● **What you should do**
Across the material below, how many lines contain the word "index"? Give only the number.

● **Recorded information**

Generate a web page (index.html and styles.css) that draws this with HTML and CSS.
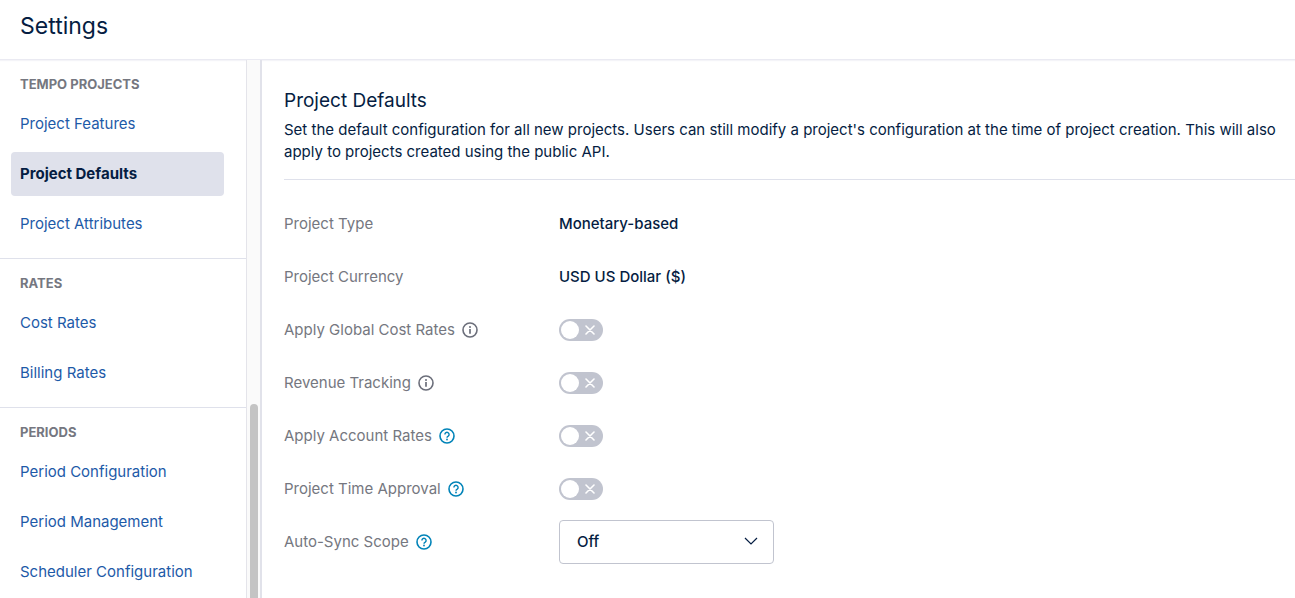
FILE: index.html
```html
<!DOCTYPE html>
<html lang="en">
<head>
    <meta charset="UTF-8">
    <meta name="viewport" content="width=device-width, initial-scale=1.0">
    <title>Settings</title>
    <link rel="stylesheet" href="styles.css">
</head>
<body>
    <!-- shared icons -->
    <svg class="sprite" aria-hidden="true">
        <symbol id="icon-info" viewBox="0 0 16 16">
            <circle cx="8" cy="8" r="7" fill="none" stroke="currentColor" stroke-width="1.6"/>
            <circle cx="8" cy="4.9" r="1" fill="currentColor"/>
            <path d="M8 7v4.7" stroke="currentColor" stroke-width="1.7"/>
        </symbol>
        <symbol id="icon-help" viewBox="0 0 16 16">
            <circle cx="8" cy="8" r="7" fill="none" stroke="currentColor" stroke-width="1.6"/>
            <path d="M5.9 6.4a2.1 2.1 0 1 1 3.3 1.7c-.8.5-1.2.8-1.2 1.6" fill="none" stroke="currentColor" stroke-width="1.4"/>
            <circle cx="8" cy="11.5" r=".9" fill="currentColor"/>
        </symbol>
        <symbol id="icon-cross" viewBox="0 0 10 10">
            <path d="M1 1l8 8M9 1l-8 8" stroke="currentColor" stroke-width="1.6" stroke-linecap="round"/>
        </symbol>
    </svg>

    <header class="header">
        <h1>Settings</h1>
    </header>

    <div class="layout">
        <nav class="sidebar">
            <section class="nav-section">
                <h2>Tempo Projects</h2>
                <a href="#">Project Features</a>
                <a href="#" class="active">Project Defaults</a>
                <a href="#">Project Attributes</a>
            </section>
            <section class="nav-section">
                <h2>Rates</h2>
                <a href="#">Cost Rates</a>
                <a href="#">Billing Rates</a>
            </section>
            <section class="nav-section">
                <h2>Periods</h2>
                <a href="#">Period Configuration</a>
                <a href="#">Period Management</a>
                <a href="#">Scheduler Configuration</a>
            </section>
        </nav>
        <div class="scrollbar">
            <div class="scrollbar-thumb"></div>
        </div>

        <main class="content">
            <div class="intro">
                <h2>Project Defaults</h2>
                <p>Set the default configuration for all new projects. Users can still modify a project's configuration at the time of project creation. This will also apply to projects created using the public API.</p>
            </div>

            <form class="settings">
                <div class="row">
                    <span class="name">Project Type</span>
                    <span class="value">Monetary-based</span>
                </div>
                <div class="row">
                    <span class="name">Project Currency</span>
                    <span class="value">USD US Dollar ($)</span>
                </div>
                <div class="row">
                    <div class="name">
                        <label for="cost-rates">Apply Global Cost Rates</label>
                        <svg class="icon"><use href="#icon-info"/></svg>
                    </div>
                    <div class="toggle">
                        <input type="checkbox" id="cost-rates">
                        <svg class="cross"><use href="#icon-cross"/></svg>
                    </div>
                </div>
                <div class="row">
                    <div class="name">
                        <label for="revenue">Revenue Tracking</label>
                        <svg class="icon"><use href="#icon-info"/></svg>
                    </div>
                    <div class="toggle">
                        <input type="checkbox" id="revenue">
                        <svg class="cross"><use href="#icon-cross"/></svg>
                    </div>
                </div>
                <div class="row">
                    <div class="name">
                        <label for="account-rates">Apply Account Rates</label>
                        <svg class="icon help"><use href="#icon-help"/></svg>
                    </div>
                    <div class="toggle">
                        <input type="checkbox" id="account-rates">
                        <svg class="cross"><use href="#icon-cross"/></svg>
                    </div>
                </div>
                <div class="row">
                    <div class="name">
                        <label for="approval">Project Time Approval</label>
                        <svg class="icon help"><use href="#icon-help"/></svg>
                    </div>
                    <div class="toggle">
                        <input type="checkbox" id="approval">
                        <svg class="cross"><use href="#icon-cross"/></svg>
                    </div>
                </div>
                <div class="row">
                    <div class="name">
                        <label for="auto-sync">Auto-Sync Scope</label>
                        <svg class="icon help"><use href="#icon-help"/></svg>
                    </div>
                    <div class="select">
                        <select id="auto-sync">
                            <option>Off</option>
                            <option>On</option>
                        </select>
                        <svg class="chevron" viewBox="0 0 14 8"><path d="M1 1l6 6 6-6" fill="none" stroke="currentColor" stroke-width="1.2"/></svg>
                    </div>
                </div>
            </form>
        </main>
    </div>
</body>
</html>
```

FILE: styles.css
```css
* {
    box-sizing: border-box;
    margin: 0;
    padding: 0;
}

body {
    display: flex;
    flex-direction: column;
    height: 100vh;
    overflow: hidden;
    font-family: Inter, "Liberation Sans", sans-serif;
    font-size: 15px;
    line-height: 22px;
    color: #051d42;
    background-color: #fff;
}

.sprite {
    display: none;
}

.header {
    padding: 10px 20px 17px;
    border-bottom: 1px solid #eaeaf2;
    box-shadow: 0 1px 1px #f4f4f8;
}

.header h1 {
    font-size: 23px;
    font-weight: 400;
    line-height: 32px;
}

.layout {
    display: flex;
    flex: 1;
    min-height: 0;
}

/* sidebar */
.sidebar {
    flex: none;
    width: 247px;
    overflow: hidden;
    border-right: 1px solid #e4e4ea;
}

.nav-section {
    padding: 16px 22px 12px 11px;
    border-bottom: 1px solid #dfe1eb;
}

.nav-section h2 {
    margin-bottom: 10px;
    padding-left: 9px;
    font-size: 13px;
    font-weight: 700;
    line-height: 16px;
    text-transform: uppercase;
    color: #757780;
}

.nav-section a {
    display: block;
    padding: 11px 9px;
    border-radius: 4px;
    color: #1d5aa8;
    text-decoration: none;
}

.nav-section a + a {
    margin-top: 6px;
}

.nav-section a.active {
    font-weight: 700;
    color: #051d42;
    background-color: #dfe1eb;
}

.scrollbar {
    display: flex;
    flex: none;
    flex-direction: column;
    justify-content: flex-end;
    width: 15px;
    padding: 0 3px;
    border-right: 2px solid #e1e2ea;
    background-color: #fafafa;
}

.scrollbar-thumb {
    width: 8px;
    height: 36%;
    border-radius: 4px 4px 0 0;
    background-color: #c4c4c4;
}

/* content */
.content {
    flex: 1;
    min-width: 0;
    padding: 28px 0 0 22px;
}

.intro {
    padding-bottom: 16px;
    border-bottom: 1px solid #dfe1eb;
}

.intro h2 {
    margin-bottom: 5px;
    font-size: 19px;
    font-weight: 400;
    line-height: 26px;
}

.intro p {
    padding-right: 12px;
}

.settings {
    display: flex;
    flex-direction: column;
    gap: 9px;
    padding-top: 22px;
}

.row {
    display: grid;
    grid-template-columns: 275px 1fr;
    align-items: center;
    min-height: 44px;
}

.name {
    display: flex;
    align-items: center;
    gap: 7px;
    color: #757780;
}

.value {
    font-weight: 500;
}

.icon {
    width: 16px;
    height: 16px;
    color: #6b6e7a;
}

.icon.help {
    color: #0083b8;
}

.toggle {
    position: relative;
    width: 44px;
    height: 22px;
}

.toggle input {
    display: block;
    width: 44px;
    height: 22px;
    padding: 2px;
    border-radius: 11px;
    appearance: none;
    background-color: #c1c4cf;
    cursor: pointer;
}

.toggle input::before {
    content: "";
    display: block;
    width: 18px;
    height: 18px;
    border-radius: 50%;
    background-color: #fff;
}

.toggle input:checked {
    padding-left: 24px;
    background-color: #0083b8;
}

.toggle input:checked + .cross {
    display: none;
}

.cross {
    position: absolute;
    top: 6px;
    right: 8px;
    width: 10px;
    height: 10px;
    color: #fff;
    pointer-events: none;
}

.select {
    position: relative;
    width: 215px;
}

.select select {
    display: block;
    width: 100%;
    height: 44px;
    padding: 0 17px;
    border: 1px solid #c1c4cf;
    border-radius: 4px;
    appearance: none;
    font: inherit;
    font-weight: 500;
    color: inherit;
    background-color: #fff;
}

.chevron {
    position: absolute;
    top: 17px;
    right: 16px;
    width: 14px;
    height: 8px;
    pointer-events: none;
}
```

● **Worked answer**
2